Experimental Example 2

After loading a single phase Sr_0.98Ti_0.95Co_0.05O₃ thin film in a tube furnace, 100% H₂ gas was flowed so as to give sufficient driving force with gas. Herein, an oxygen partial pressure was confirmed to be about 10⁻²⁹ atm. Subsequently, the temperature was raised from room temperature (25° C.) to 700° C. at each set up temperature rise speed (1° C./min, 5° C./min, and 50° C./min). Subsequently, the surface of each thin film was observed with a SEM, and the results are shown in FIG. 2.

Experimental Example 3

After loading each perovskite thin film doped with Mn, Fe, Ni, or Cu (Sr_0.98Ti_0.95Mn_0.05O₃, Sr_0.98Ti_0.95Fe_0.05O₃, Sr_0.98Ti_0.95Ni_0.05O₃, Sr_0.98Ti_0.95Cu_0.05O₃) in a tube furnace, gas with an appropriate H₂/H₂O ratio was flowed so as to set up each oxygen partial pressure (10⁻²⁶ atm, 10⁻²³ atm, and 10⁻²⁰ atm) at 700° C. While confirming oxygen partial pressure with an oxygen partial pressure sensor in real time, after gas reached a steady-state, the temperature was raised from room temperature (25° C.) to 700° C. at 5° C./min. Subsequently, the surface of each thin film was observed with a SEM, and the results are shown in FIG. 3.

Experimental Example 4

After loading each perovskite thin film to which Ba and Co were added (STC: SrTi_0.75C_0.25O₃, and BSTC: Ba_0.05Sr_0.95Ti_0.75Co_0.25O₃) in a tube furnace, gas consisting of 5 vol % H₂+95 vol % Ar was flowed to make a steady-state. Herein, the oxygen partial pressure was confirmed to be ˜10⁻³⁰ atm.

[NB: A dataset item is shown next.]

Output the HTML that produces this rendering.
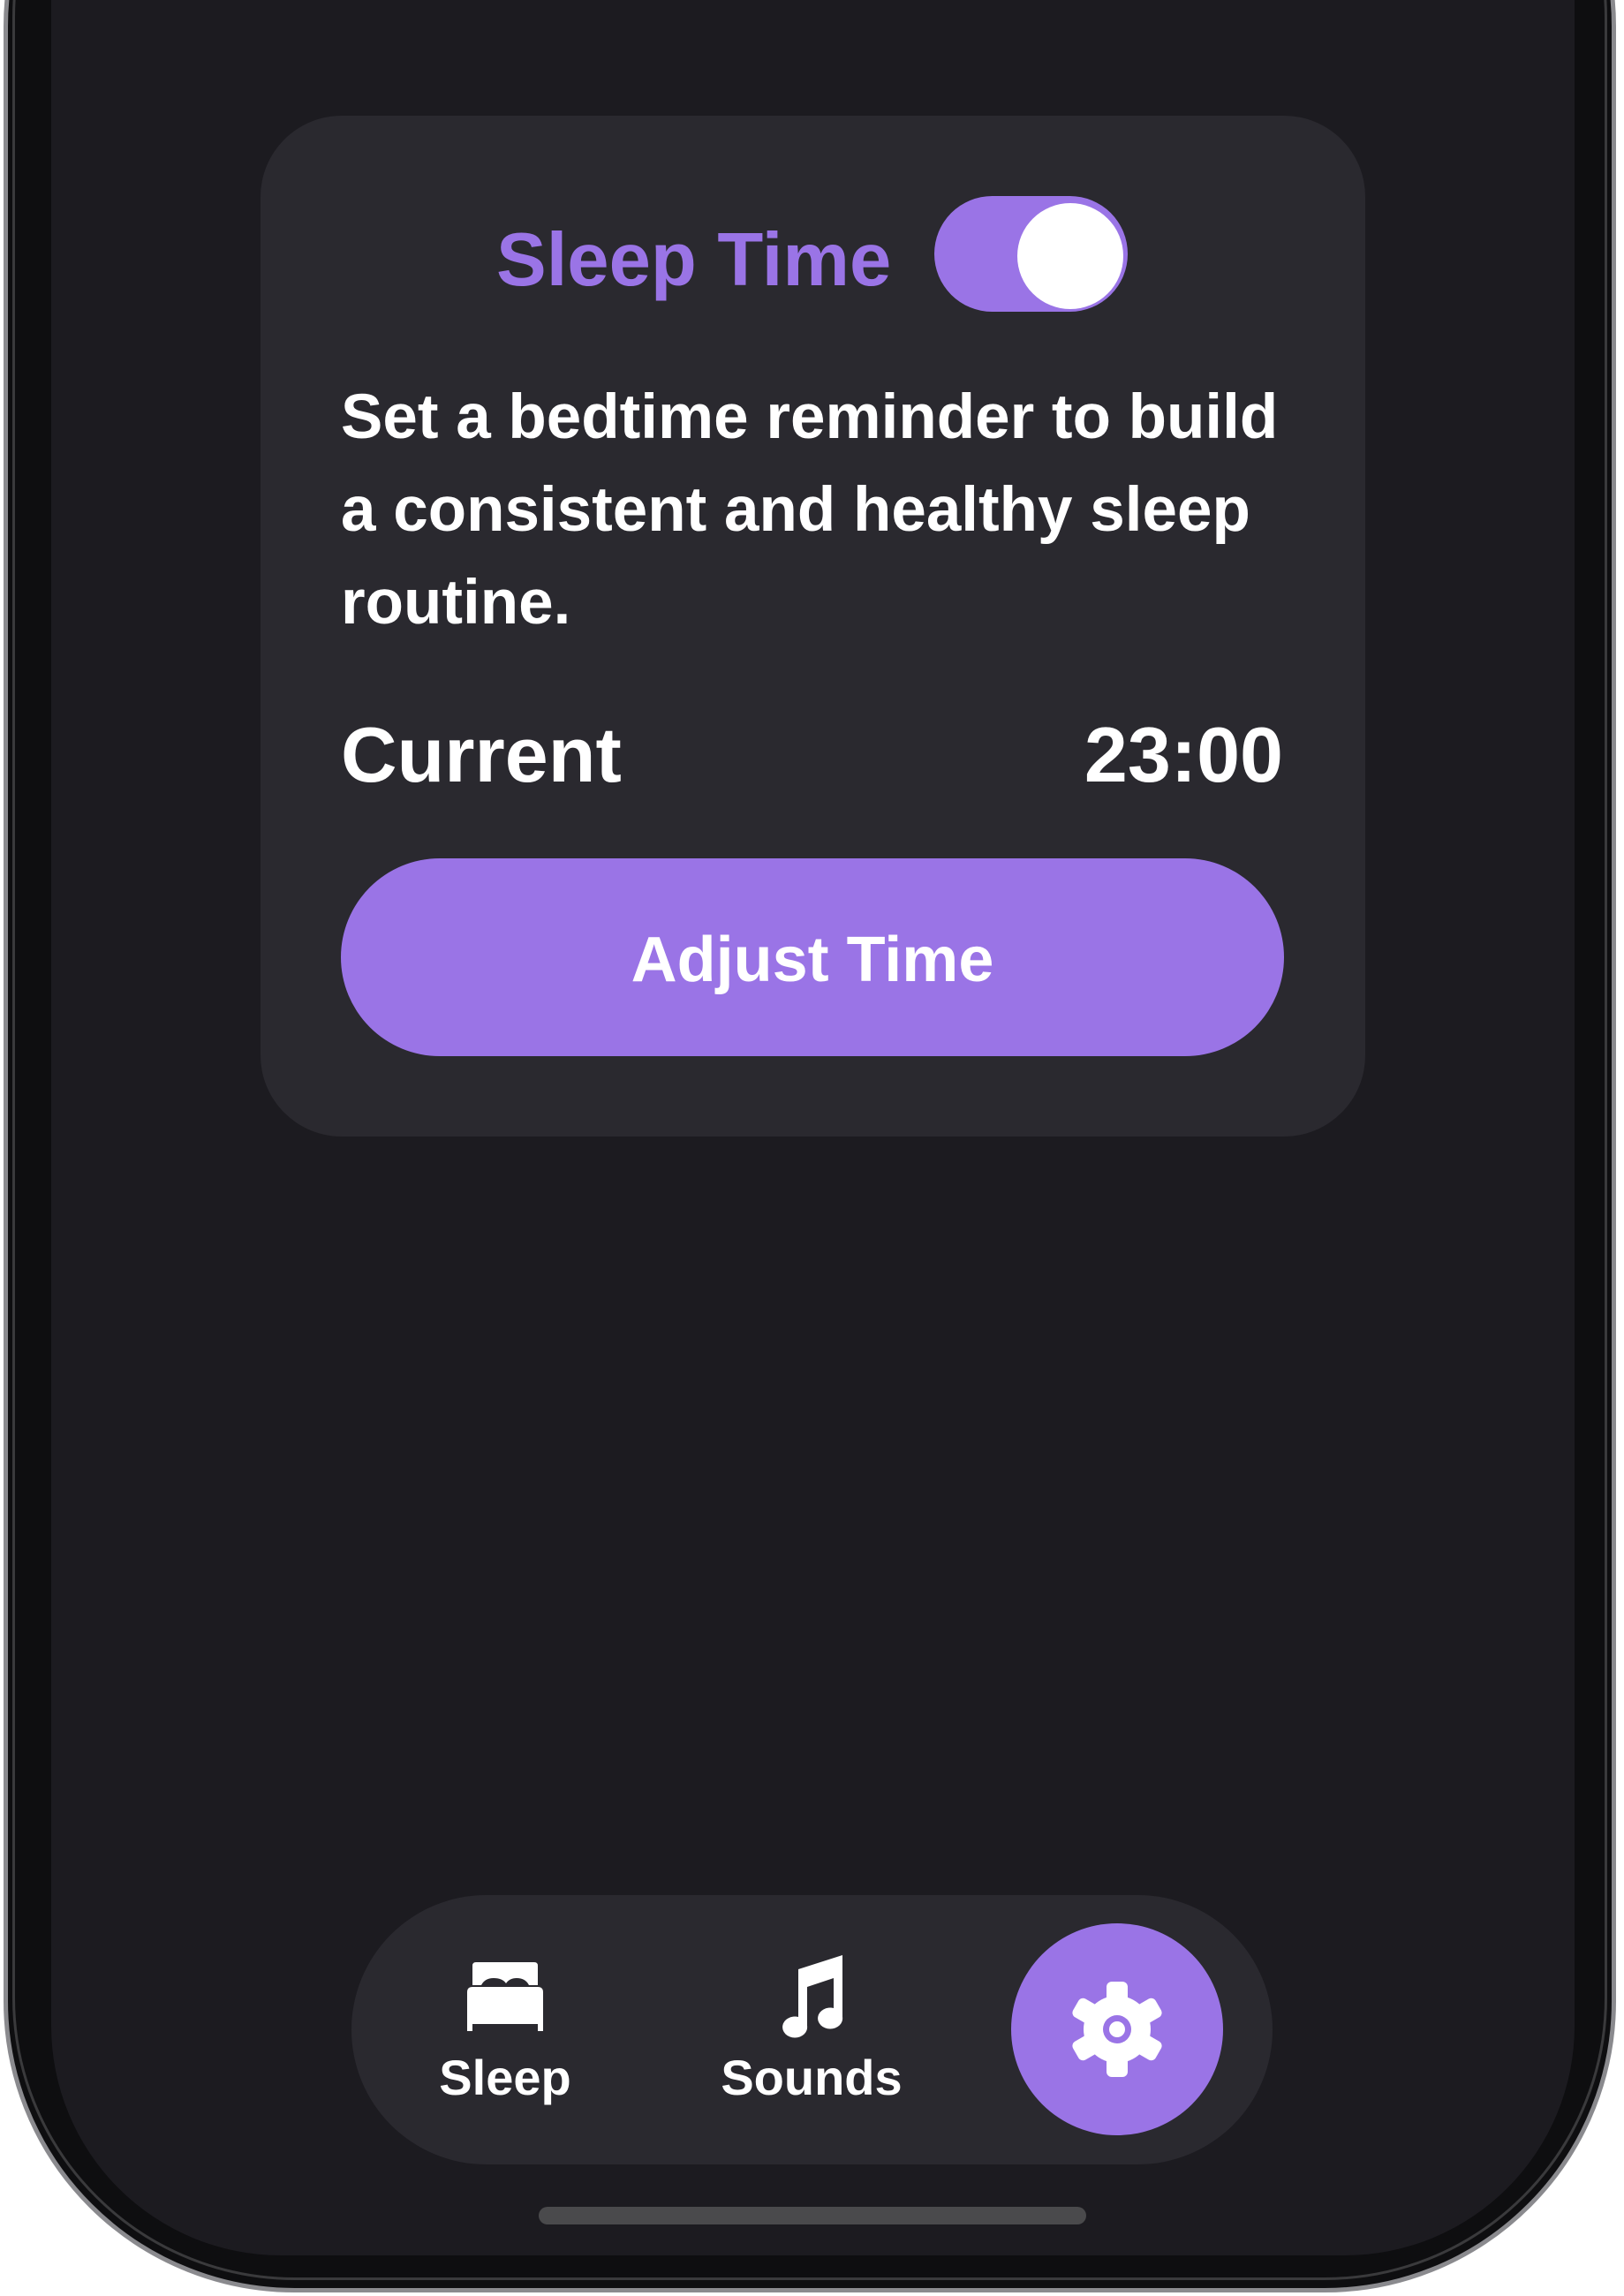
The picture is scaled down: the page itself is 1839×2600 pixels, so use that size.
<!DOCTYPE html>
<html><head><meta charset="utf-8"><style>
html,body{margin:0;padding:0;background:#fff;}
body{width:1839px;height:2600px;position:relative;overflow:hidden;font-family:"Liberation Sans",sans-serif;}
.frame{position:absolute;left:4px;top:-300px;width:1826px;height:2896px;border-radius:330px;background:#0e0e10;border:5px solid #8a8a8e;box-sizing:border-box;}
.frame2{position:absolute;left:14px;top:-300px;width:1806px;height:2882px;border-radius:320px;border:3px solid #3a3a3c;box-sizing:border-box;}
.screen{position:absolute;left:58px;top:-300px;width:1725px;height:2854px;border-radius:260px;background:#1c1b20;}
.card{position:absolute;left:295px;top:131px;width:1251px;height:1156px;border-radius:92px;background:#2a292f;}
.title{position:absolute;left:562px;top:240px;font-size:85px;font-weight:bold;color:#9a74e6;line-height:110px;white-space:nowrap;}
.toggle{position:absolute;left:1058px;top:222px;width:219px;height:131px;border-radius:66px;background:#9a74e6;}
.knob{position:absolute;left:1152px;top:230px;width:120px;height:120px;border-radius:50%;background:#fff;}
.body{position:absolute;left:386px;top:420px;font-size:71px;font-weight:bold;color:#fff;line-height:105px;white-space:nowrap;}
.cur{position:absolute;left:386px;top:800px;font-size:88px;font-weight:bold;color:#fff;line-height:110px;}
.time{position:absolute;right:386px;top:800px;font-size:88px;font-weight:bold;color:#fff;line-height:110px;}
.btn{position:absolute;left:386px;top:972px;width:1068px;height:224px;border-radius:112px;background:#9a74e6;color:#fff;font-size:72px;font-weight:bold;text-align:center;line-height:230px;}
.nav{position:absolute;left:398px;top:2146px;width:1043px;height:305px;border-radius:153px;background:#2a292f;}
.gear{position:absolute;left:1145px;top:2178px;width:240px;height:240px;border-radius:50%;background:#9a74e6;}
.lbl{position:absolute;top:2318px;font-size:56px;font-weight:bold;color:#fff;text-align:center;width:300px;line-height:70px;}
.home{position:absolute;left:610px;top:2499px;width:620px;height:20px;border-radius:10px;background:#4a4a4c;}
</style></head><body>
<div class="frame"></div>
<div class="frame2"></div>
<div class="screen"></div>
<div class="card"></div>
<div class="title">Sleep Time</div>
<div class="toggle"></div>
<div class="knob"></div>
<div class="body">Set a bedtime reminder to build<br>a consistent and healthy sleep<br>routine.</div>
<div class="cur">Current</div>
<div class="time">23:00</div>
<div class="btn">Adjust Time</div>
<div class="nav"></div>
<svg style="position:absolute;left:525px;top:2222px" width="94" height="78" viewBox="0 0 94 78">
<path fill="#fff" d="M10 4 Q10 0 14 0 H80 Q84 0 84 4 V26 H74 Q70 18 60 18 Q52 18 48 24 Q44 18 34 18 Q24 18 20 26 H10 Z"/>
<path fill="#fff" d="M4 34 Q4 28 10 28 H84 Q90 28 90 34 V78 H84 V70 H10 V78 H4 Z"/>
</svg>
<svg style="position:absolute;left:880px;top:2212px" width="80" height="96" viewBox="0 0 80 96">
<path fill="#fff" d="M24 18 L74 2 V72 A14 12 0 1 1 64 62 V28 L34 38 V82 A14 12 0 1 1 24 72 Z"/>
</svg>
<div class="gear"></div>
<svg style="position:absolute;left:1210px;top:2243px" width="110" height="110" viewBox="-55 -55 110 110">
<g fill="#fff">
<circle r="38"/>
<g id="t"><rect x="-12" y="-54" width="24" height="24" rx="6"/></g>
<use href="#t" transform="rotate(60)"/><use href="#t" transform="rotate(120)"/><use href="#t" transform="rotate(180)"/><use href="#t" transform="rotate(240)"/><use href="#t" transform="rotate(300)"/>
</g>
<circle r="16" fill="#9a74e6"/><circle r="9" fill="#fff"/>
</svg>
<div class="lbl" style="left:422px">Sleep</div>
<div class="lbl" style="left:769px">Sounds</div>
<div class="home"></div>
</body></html>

Subsequently, heat treatment was conducted by raising the temperature from room temperature (25° C.) to 500° C. at 5° C./min.

The above-prepared samples were loaded in a tube furnace connected with a mass spectroscope, and while flowing gas consisting of 1 vol % CO, 4 vol % O₂, and 95 vol % Ar, the degree of CO₂ formation was measured by mass spectroscopy according to temperature, and the results are shown in FIG. 4.